The road to no high school in Alpine has been paved with good intentions. Funding was secured via millions in bond measures, a school site was purchased via eminent domain, and demolition begun. Everything halted circa 2012. A 2013 San Diego County Grand Jury report followed, as did a 2014 lawsuit and another stab at unification.
In January 2018, the state board of education denied Alpine's most recent attempt at unification and an appeals court upheld that Grossmont wasn't obligated to build the high school.
Scott Patterson, business services deputy superintendent, oversees the school bonds program at the Grossmont Union High School District. He said Alpine students enrolling into Grossmont schools have decreased slightly over the past five years. Patterson said 300 Alpine students attend Granite Hills and an estimate of 400 attend Steele Canyon in Spring Valley.

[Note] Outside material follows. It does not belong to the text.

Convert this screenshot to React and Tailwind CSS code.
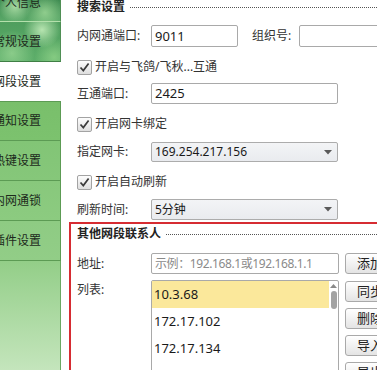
import React from "react";

function Check({ label }) {
  return (
    <div className="flex items-center h-[20px]">
      <span className="w-[15px] h-[15px] border border-[#a3a3a3] rounded-[2px] bg-linear-to-b from-[#fdfdfd] to-[#dedede] flex items-center justify-center shrink-0">
        <svg width="11" height="11" viewBox="0 0 11 11">
          <path d="M1.5 5.5 L4.3 8.6 L9.6 1.6" stroke="#3a3a3a" strokeWidth="1.7" fill="none" />
        </svg>
      </span>
      <span className="ml-[3px] text-[12px] text-[#333] whitespace-nowrap">{label}</span>
    </div>
  );
}

function Label({ children }) {
  return <span className="w-[74px] shrink-0 text-[12px] text-[#333] whitespace-nowrap">{children}</span>;
}

function Select({ value }) {
  return (
    <div className="w-[187px] shrink-0 h-full border border-[#acacac] rounded-[2px] bg-linear-to-b from-[#f3f4f6] to-[#e9ebef] flex items-center pl-[3px] pr-[5px] text-[12px] text-[#1a1a1a]">
      <span className="flex-1">{value}</span>
      <svg width="8" height="5" viewBox="0 0 8 5">
        <path d="M0 0 L8 0 L4 4.5 Z" fill="#5a5a5a" />
      </svg>
    </div>
  );
}

function Btn({ children }) {
  return (
    <div className="w-[60px] h-[21px] border border-[#a9a9a9] rounded-[3px] bg-linear-to-b from-white to-[#e4e4e4] flex items-center pl-[11px] text-[13px] text-[#222] shrink-0 whitespace-nowrap">
      {children}
    </div>
  );
}

function SideItem({ children, h, cls }) {
  return (
    <div className={h + " " + cls + " flex items-center overflow-hidden whitespace-nowrap text-[12px] text-[#1d2a1c]"}>
      <span className="ml-[-7px]">{children}</span>
    </div>
  );
}

export default function App() {
  return (
    <div className="w-[377px] h-[370px] overflow-hidden bg-white flex font-['Noto_Sans','Noto_Sans_CJK_SC',sans-serif] leading-none">
      {/* sidebar */}
      <div className="w-[61px] shrink-0 flex flex-col">
        <div className="h-[22px] border-r border-[#4f8f55] border-b border-b-[#b4e0ac] bg-[image:radial-gradient(circle_at_25%_30%,rgba(190,235,180,0.8),transparent_35%),radial-gradient(circle_at_75%_60%,rgba(170,225,160,0.7),transparent_40%),linear-gradient(#3f8c52,#5aa868)] flex items-end overflow-hidden whitespace-nowrap text-[12px] text-[#1d2a1c] pb-[12px]">
          <span className="ml-[-7px]">个人信息</span>
        </div>
        <SideItem h="h-[40px]" cls="border-r border-[#4f8f55] border-b border-b-[#3f7f45] bg-[image:radial-gradient(circle_at_70%_20%,rgba(200,240,190,0.85),transparent_35%),radial-gradient(circle_at_20%_80%,rgba(170,225,160,0.6),transparent_40%),radial-gradient(circle_at_90%_90%,rgba(150,215,140,0.7),transparent_30%),linear-gradient(#4f9e5e,#5dae6a)]">
          常规设置
        </SideItem>
        <SideItem h="h-[39px]" cls="bg-white">网段设置</SideItem>
        <SideItem h="h-[40px]" cls="border-r border-[#5a9a52] border-t border-[#5c9b54] border-b border-b-[#5c9b54] bg-linear-to-b from-[#79bf6b] to-[#7cc26e]">
          通知设置
        </SideItem>
        <SideItem h="h-[40px]" cls="border-r border-[#5a9a52] border-b border-[#5c9b54] bg-linear-to-b from-[#82c576] to-[#86c77a]">
          热键设置
        </SideItem>
        <SideItem h="h-[40px]" cls="border-r border-[#5a9a52] border-b border-[#5c9b54] bg-linear-to-b from-[#88c87c] to-[#8ccb80]">
          内网通锁
        </SideItem>
        <SideItem h="h-[40px]" cls="border-r border-[#5a9a52] border-b border-[#5c9b54] bg-linear-to-b from-[#8ecb83] to-[#92cd87]">
          插件设置
        </SideItem>
        <div className="flex-1 border-r border-[#6aa862] bg-linear-to-b from-[#93ce88] to-[#c4e5bc]" />
      </div>

      {/* main */}
      <div className="w-[360px] shrink-0 ml-[8px] flex flex-col">
        <div className="pl-[8px] flex flex-col">
          <div className="h-[14px] flex items-center">
            <span className="text-[12px] font-bold text-[#222]">搜索设置</span>
            <div className="flex-1 ml-[5px] border-t border-dotted border-[#555]" />
          </div>

          <div className="mt-[11px] h-[22px] flex items-center">
            <Label>内网通端口:</Label>
            <div className="w-[87px] shrink-0 h-full border border-[#a9a9a9] rounded-[2px] flex items-center pl-[3px] text-[13px] text-[#1a1a1a]">9011</div>
            <span className="ml-[14px] w-[47px] shrink-0 text-[12px] text-[#333] whitespace-nowrap">组织号:</span>
            <div className="w-[100px] shrink-0 h-full border border-[#a9a9a9] rounded-[2px]" />
          </div>

          <div className="mt-[10px]"><Check label="开启与飞鸽/飞秋...互通" /></div>

          <div className="mt-[6px] h-[21px] flex items-center">
            <Label>互通端口:</Label>
            <div className="w-[187px] shrink-0 h-full border border-[#a9a9a9] rounded-[2px] flex items-center pl-[3px] text-[13px] text-[#1a1a1a]">2425</div>
          </div>

          <div className="mt-[10px]"><Check label="开启网卡绑定" /></div>

          <div className="mt-[8px] h-[20px] flex items-center">
            <Label>指定网卡:</Label>
            <Select value="169.254.217.156" />
          </div>

          <div className="mt-[10px]"><Check label="开启自动刷新" /></div>

          <div className="mt-[7px] h-[21px] flex items-center">
            <Label>刷新时间:</Label>
            <Select value="5分钟" />
          </div>
        </div>

        {/* red box */}
        <div className="mt-[2px] flex-1 border-l-2 border-t-2 border-[#d62c32] pl-[6px] flex flex-col">
          <div className="mt-[3px] h-[14px] flex items-center">
            <span className="text-[12px] font-bold text-[#222] whitespace-nowrap">其他网段联系人</span>
            <div className="flex-1 ml-[5px] border-t border-dotted border-[#555]" />
          </div>

          <div className="mt-[12px] h-[21px] flex items-center">
            <Label>地址:</Label>
            <div className="w-[188px] shrink-0 h-full border border-[#a9a9a9] rounded-[2px] flex items-center pl-[3px] text-[12px] tracking-[-0.4px] text-[#8a8a8a] whitespace-nowrap overflow-hidden">示例：192.168.1或192.168.1.1</div>
            <div className="ml-[6px] shrink-0"><Btn>添加</Btn></div>
          </div>

          <div className="mt-[6px] flex items-start">
            <span className="w-[74px] shrink-0 text-[12px] text-[#333] mt-[4px]">列表:</span>
            <div className="w-[188px] shrink-0 h-[110px] border border-[#a9a9a9] rounded-t-[2px] flex">
              <div className="flex-1 flex flex-col text-[13px] text-[#1a1a1a]">
                <div className="h-[27px] bg-[#fbe89b] flex items-center pl-[2px]">10.3.68</div>
                <div className="h-[27px] flex items-center pl-[2px]">172.17.102</div>
                <div className="h-[27px] flex items-center pl-[2px]">172.17.134</div>
                <div className="h-[27px] flex items-center pl-[2px]">172.17.150</div>
              </div>
              <div className="w-[9px] flex flex-col items-center pt-[3px]">
                <svg width="7" height="4" viewBox="0 0 7 4">
                  <path d="M0 4 L3.5 0 L7 4 Z" fill="#8a8a8a" />
                </svg>
                <div className="mt-[3px] w-[6px] h-[18px] rounded-[3px] bg-[#a3a3a3]" />
              </div>
            </div>
            <div className="ml-[6px] flex flex-col gap-[6px] mt-[1px] shrink-0">
              <Btn>同步</Btn>
              <Btn>删除</Btn>
              <Btn>导入</Btn>
              <Btn>导出</Btn>
            </div>
          </div>
        </div>
      </div>
    </div>
  );
}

According to Patterson, when Proposition U passed in 2008, student enrollment was at 23,245. When numbers dipped to 22,200, work had to be halted. The bond measure dictated enrollment numbers of at least 23,245 to build the school. Numbers have declined to 21,000 per Patterson.
Grossmont school district not breaking ground on Alpine High.
Casamassima said the decline in enrollment is due to schools like Cajon Valley where nearly 1000 students, mainly Chaldean immigrants, left the school to attend local charter schools.
Patterson said while they are working toward extending the life of construction permits for Alpine, in case enrollment numbers increase, "the district's governing board may elect to use [Prop U] funds to complete other near term high priority projects. Funds for the [Alpine] high school project would then come from future bond sales."
Alpine High someday, maybe, maybe not
Besides enrollment and bond funds, Patterson pointed to the additional $1 million in overhead a new school would bring his district — one that has seen its share of financial woes.
George Barnett, a plaintiff in the recent lawsuit, called Grossmont's recent legal victory "a technical win with admonitions of a decade of poor behavior."
Barnett said the case for Prop U in 2008 ($417 million) was to complete the promises not kept in the 2004 Prop H ($274 million). The latter pointed to constructing the new high school but funds were gobbled up by other projects. Prop U specifically told voters a new high school in Alpine or nearby Blossom Valley was in the cards. Barnett said it looks now to be on the "list for 2035, 30 years after Alpiners began paying their share of $150 million in principal and interest."
In an ironic twist, money earmarked for a park the community has been waiting on for near two decades may go toward upgrading Alpine's middle-school athletic fields. Barnett said the upgrade would serve both the community and the school and shouldn't detract from the county's efforts to secure more parkland in Alpine.
Mary Harris said before the Alpine School District knew the outcome of their legal battle with Grossmont, "they energetically began to sell their idea to Alpine to vote for spending an undisclosed amount of money on a 9-acre sports complex at Joan MacQueen middle school."
Harris is part of a grassroots movement focused on a new park for her community. Every week, she sets up shop outside Ace Hardware or Albertsons to talk to people.
"It would be nice if we could get both a park and a high school, but that's not looking possible." Harris said while Grossmont is blamed for breaking a promise, maybe voters should have read the fine print. "Their promise came with conditions." She said the Alpine School District should take some of the blame for getting everyone's hopes up.